Build a Bicycle-Powered Band Saw

With our bicycle-powered band saw, you can take your bicycle out of winter storage and put it to use.


| May/June 1985



bicycle powered band saw - finished tool in use

Except for the "drive motor," my bicycle-powered band saw is similar to any standing band saw. No alterations to the bicycle are necessary, and it takes only a minute to switch from riding to sawing mode.


PHOTO: GREG BOLTER

I'm a carpenter, and for years I assumed that the best way to cut wood was to plug in and "go with the flow." For small jobs I'd still use my trusty handsaw, but for long, straight cuts I'd grab my two-horsepower circular saw and seek the nearest three-prong outlet.

That was OK when I was at a contract job site, but when I was working at home — especially through our mean, lean Wisconsin winters — it seemed as if a goodly share of my profits was being metered away to the local utility company while I was left with the crumbs.

And, of course, the cold season also kept me from my favorite pastime, bicycling.
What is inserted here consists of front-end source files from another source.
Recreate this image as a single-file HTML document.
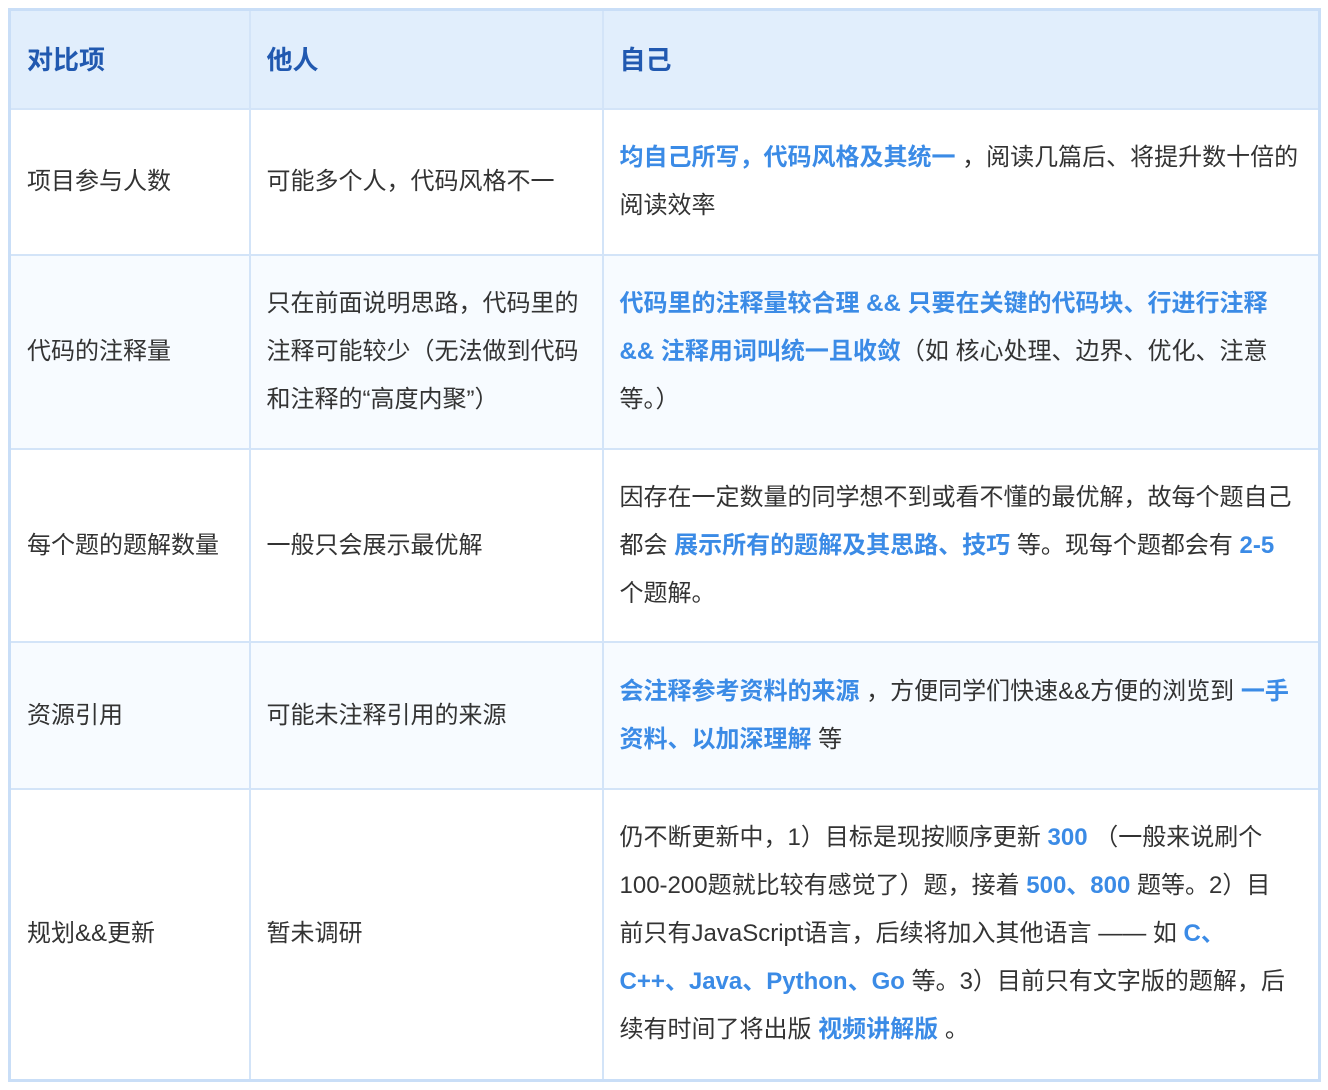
<!DOCTYPE html>
<html><head><meta charset="utf-8">
<style>
html,body{margin:0;padding:0;background:#fff;width:1328px;height:1090px;overflow:hidden}
body{font-family:"Liberation Sans","Noto Sans CJK SC",sans-serif;color:#333;}
table{position:absolute;left:8px;top:8px;width:1313px;border-collapse:collapse;table-layout:fixed;border:3px solid #c9def7}
td,th{border:2px solid #d3e4f8;padding:0 0 0 16px;font-size:24px;line-height:48px;text-align:left;vertical-align:middle;white-space:nowrap}
th{background:#e1eefc;color:#2159b0;font-weight:bold;font-size:26px;height:97px}
tr.alt td{background:#f7fbff}
b{color:#3b8be6;font-weight:bold}
</style></head><body>
<table>
<colgroup><col style="width:240px"><col style="width:353px"><col></colgroup>
<tr><th>对比项</th><th>他人</th><th>自己</th></tr>
<tr style="height:146px"><td>项目参与人数</td><td>可能多个人，代码风格不一</td><td><b>均自己所写，代码风格及其统一</b> ，阅读几篇后、将提升数十倍的<br>阅读效率</td></tr>
<tr class="alt" style="height:194px"><td>代码的注释量</td><td>只在前面说明思路，代码里的<br>注释可能较少（无法做到代码<br>和注释的“高度内聚”）</td><td><b>代码里的注释量较合理 &amp;&amp; 只要在关键的代码块、行进行注释<br>&amp;&amp; 注释用词叫统一且收敛</b>（如 核心处理、边界、优化、注意<br>等。）</td></tr>
<tr style="height:193px"><td>每个题的题解数量</td><td>一般只会展示最优解</td><td>因存在一定数量的同学想不到或看不懂的最优解，故每个题自己<br>都会 <b>展示所有的题解及其思路、技巧</b> 等。现每个题都会有 <b>2-5</b><br>个题解。</td></tr>
<tr class="alt" style="height:147px"><td>资源引用</td><td>可能未注释引用的来源</td><td><b>会注释参考资料的来源</b> ，方便同学们快速&amp;&amp;方便的浏览到 <b>一手<br>资料、以加深理解</b> 等</td></tr>
<tr style="height:291px"><td>规划&amp;&amp;更新</td><td>暂未调研</td><td>仍不断更新中，1）目标是现按顺序更新 <b>300</b> （一般来说刷个<br>100-200题就比较有感觉了）题，接着 <b>500、800</b> 题等。2）目<br>前只有JavaScript语言，后续将加入其他语言 —— 如 <b>C、<br>C++、Java、Python、Go</b> 等。3）目前只有文字版的题解，后<br>续有时间了将出版 <b>视频讲解版</b> 。</td></tr>
</table>
</body></html>
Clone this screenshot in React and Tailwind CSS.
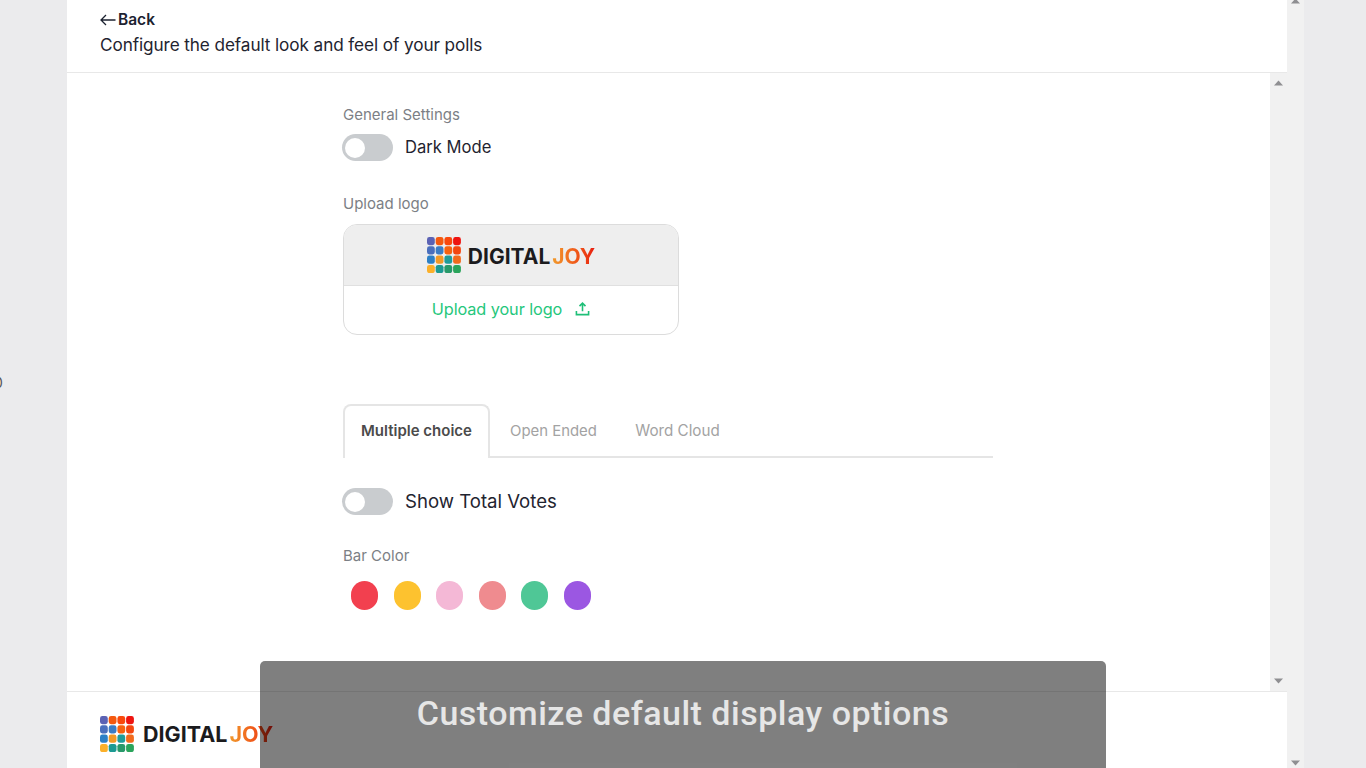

So, in order to fit one solution to these two seemingly disparate problems, I researched — then built — my "bandcycle" ... a bicycle-powered band saw that makes accurate crosscuts, rip cuts, and miter cuts through soft- and hard-wood, and — with a simple blade change — saws through mild steel and aluminum as well!

Because the tool is made almost exclusively of common materials and salvaged bicycle parts, it cost me a good deal less than a commercial model with similar features. And though I'm not about to claim that it's as convenient or powerful as an electric saw, it's a heck of a lot cheaper — and even sort of fun — to operate.

Band Saw Basics

I didn't reinvent the wheel when I pieced together my bandcycle. In fact, I just patterned my design after a conventional band saw. Typically, the lower wheel is held rigidly on its axis, while the upper wheel axle can be tilted a few degrees from horizontal to keep the blade from wandering off the rim.

That toothed steel band passes through a slotted table and is held in line by two guides, which keep the blade in position when it makes long, straight cuts and also prevent it from twisting on a curved slice. In addition, the guide above the table is adjustable to accommodate various thicknesses of stock, and both guides incorporate a thrust roller that runs against the back of the blade to keep it from being pushed off the wheels under pressure. Finally, band saw wheels are usually fitted with flat rubber tires to protect the set in the teeth and to prevent blade slippage.